When the revolution broke out and everyone celebrated the kids that came out of the Internet, Alaa, who had tirelessly spent years on the forefront of organizing online activism, reminded us how our encounter with technology became a way of living. Everyone celebrated the Facebook, the Twitter and the Blogosphere. Alaa was thinking of the community and the way in which activism was changing and differing from what he had heard about from his folks and from tales of the 1960s and 1970s.
Alaa rose to fame with the hype of the Egyptian blogosphere in the beginning of the millennia, the stars of which have been mostly young middle-class Egyptians. He believed in this new wave of activism and created with Manal, his partner, the famous Omraneya aggregator, which collected and archived blog entries and which was at times the house of alternative expression and at others the amplifier of muted voices.
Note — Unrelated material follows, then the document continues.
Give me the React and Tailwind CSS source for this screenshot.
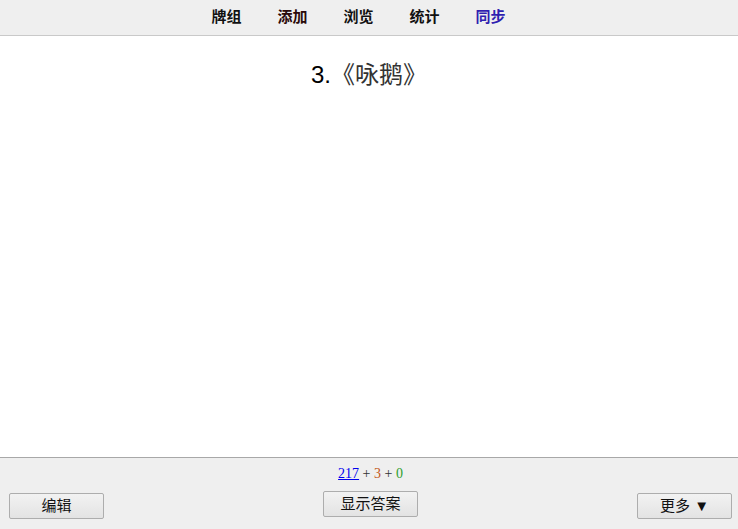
export default function App() {
  const nav = [
    { label: '牌组', color: 'text-[#111]' },
    { label: '添加', color: 'text-[#2a0a0a]' },
    { label: '浏览', color: 'text-[#111]' },
    { label: '统计', color: 'text-[#111]' },
    { label: '同步', color: 'text-[#2f1fb0]' },
  ];
  const btn =
    'h-[26px] w-[95px] border border-[#adadad] bg-gradient-to-b from-[#f2f2f2] to-[#e3e3e3] text-[15px] text-[#111] rounded-[2px]';
  return (
    <div className="flex h-[529px] w-[738px] flex-col bg-white font-['Liberation_Sans','Noto_Sans_CJK_SC',sans-serif]">
      <div className="flex h-[36px] items-center justify-center gap-[36px] border-b border-[#c9c9c9] bg-[#efefef] pr-[21px]">
        {nav.map((n) => (
          <span key={n.label} className={`text-[15px] font-bold ${n.color}`}>
            {n.label}
          </span>
        ))}
      </div>
      <div className="flex-1 pt-[21px] text-center">
        <span className="text-[24px] text-black">3.</span>
        <span className="text-[24px] text-[#333]">《咏鹅》</span>
      </div>
      <div className="h-[72px] border-t border-[#a8a8a8] bg-[#efefef] pl-[9px] pr-[6px]">
        <div className="pt-[6px] text-center font-['Liberation_Serif',serif] text-[14px] leading-[20px]">
          <span className="text-[#0000ee] underline">217</span>
          <span className="text-[#333]"> + </span>
          <span className="text-[#c35617]">3</span>
          <span className="text-[#333]"> + </span>
          <span className="text-[#2e9e2e]">0</span>
        </div>
        <div className="mt-[7px] flex items-start justify-between">
          <button className={`${btn} mt-[2px]`}>编辑</button>
          <button className={`${btn} border-[#7a9cc8]`}>显示答案</button>
          <button className={`${btn} mt-[2px]`}>更多 ▼</button>
        </div>
      </div>
    </div>
  );
}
He often reminded us how at the same time that he and others were blogging in the heart of our cities, the youth of our slums scrambled to buy locally assembled computers. This all happened while the government announced the forming of colossal partnerships, promising to provide a laptop for every child in the context of some grand 2010 scheme. He also reminded us how bandwidth was already being shared by hundreds and supporting the livelihoods of dozens in the countryside and the slums every day, while it took years for the government and its service providers to promise connectivity for all.
While he spent years building websites around causes and campaigns and developing Arabization tools to make that sea of knowledge accessible, he sat back and observed how our social and political work is evolving on a multiplicity of levels: organization, the production of narrative, and ambition. He would talk about this evolution, and eventually write about it, but most importantly, he was actively thinking of how Internet tools should serve these changes.
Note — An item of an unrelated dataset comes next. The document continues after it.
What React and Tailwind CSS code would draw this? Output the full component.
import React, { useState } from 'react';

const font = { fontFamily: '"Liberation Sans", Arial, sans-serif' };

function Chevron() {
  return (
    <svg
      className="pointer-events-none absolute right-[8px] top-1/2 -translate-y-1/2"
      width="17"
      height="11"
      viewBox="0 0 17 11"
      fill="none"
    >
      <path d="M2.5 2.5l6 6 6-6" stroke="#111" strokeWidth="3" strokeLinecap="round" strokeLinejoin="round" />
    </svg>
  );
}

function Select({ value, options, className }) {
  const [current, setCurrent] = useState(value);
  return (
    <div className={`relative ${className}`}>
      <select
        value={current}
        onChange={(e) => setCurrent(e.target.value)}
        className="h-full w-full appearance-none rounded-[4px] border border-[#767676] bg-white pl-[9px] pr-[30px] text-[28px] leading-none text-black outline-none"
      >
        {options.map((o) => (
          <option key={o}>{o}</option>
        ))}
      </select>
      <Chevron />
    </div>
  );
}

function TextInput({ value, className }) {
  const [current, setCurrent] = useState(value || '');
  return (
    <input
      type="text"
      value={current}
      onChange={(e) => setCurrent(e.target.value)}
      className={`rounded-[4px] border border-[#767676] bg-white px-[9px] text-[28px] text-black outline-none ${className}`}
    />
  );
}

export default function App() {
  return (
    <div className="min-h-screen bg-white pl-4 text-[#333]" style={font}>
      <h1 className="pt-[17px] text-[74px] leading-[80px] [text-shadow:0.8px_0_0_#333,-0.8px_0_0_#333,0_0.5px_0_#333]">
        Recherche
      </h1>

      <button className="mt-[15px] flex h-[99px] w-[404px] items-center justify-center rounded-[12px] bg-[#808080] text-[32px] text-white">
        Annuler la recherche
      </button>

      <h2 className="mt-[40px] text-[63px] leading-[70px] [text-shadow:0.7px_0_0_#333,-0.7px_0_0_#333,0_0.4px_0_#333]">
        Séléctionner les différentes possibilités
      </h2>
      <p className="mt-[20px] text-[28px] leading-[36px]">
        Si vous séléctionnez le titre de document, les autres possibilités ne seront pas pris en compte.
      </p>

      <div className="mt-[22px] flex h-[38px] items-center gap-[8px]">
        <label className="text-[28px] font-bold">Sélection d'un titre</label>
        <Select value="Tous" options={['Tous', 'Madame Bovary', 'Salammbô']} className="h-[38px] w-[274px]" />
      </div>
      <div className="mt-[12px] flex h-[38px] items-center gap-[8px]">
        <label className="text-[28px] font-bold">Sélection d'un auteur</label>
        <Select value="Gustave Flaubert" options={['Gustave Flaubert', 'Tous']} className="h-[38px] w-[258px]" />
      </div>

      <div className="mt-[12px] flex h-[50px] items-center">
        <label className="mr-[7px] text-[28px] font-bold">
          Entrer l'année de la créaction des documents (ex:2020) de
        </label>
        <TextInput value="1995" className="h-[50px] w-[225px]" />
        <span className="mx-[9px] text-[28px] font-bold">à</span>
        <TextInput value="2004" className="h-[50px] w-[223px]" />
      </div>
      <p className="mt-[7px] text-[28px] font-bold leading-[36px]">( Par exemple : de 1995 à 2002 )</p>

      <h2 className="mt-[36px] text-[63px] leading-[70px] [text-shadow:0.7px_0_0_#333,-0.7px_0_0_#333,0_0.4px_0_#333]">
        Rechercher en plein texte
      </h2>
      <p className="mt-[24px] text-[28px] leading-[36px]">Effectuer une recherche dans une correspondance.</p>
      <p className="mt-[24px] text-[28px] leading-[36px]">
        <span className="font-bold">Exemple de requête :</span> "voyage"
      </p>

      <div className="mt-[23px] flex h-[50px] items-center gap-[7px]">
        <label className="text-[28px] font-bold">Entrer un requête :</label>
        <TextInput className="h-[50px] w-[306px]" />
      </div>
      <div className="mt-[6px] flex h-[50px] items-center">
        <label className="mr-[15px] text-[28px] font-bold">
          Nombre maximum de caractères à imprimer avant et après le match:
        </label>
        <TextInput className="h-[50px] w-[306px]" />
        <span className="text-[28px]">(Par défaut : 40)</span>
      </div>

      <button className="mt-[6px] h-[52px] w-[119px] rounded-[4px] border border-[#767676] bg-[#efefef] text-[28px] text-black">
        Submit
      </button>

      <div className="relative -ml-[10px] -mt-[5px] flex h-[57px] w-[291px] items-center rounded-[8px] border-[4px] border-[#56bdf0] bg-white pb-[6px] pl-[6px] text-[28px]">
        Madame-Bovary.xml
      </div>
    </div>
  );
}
When we set out to create Mada, which we commonly describe as a product of crisis and inevitability, Alaa and Manal naturally became our technology partners. When they sat with us to brainstorm on the website we would build, they made us think about the different ways we want to tell our stories, at a time when a mainstream narrative is dominating the news from Egypt. Being both techies and tellers, they made us think of technology as more than a sheer logistical tool, and more of a vehicle of possibility. For us, web development became less of a list of technical requests but more a process of carving out a space for expression, where prose would unfold in performance, and so would the visual narration, and other unknown forms of storytelling.
What happens when you confiscate a computer from a kid for whom technology has become a trigger for thinking, an entry point to philosophy, to a new and emerging social theory?
This is not theory crafted by academics or theorists, but rather by the children of precarity, of mischief, of bold adventures and of impossible dreams. And this is theory born out of practise. The computer and the tools are no prison companions. But the thinking is. It is a prison companion for Alaa and also for us, who strive to fetch for his presence in his absence, through written correspondence, memory and imaginary conversations.
In his incarceration, Alaa continues to exist, by reading, by talking, by eventually writing and most importantly, by staying in conversation with us. It takes a leap of faith to be in conversation with a prisoner today. We do it because we are capable of imagining and because his thinking transcends time and space.
In the grandeur of analysis and punditry, we are deemed the losers of the margins today in Egypt’s dazed revolution. But we remain the children of precarity, of mischief, of bold adventures and of impossible dreams. That is so long as we read and write and talk and continue to exist.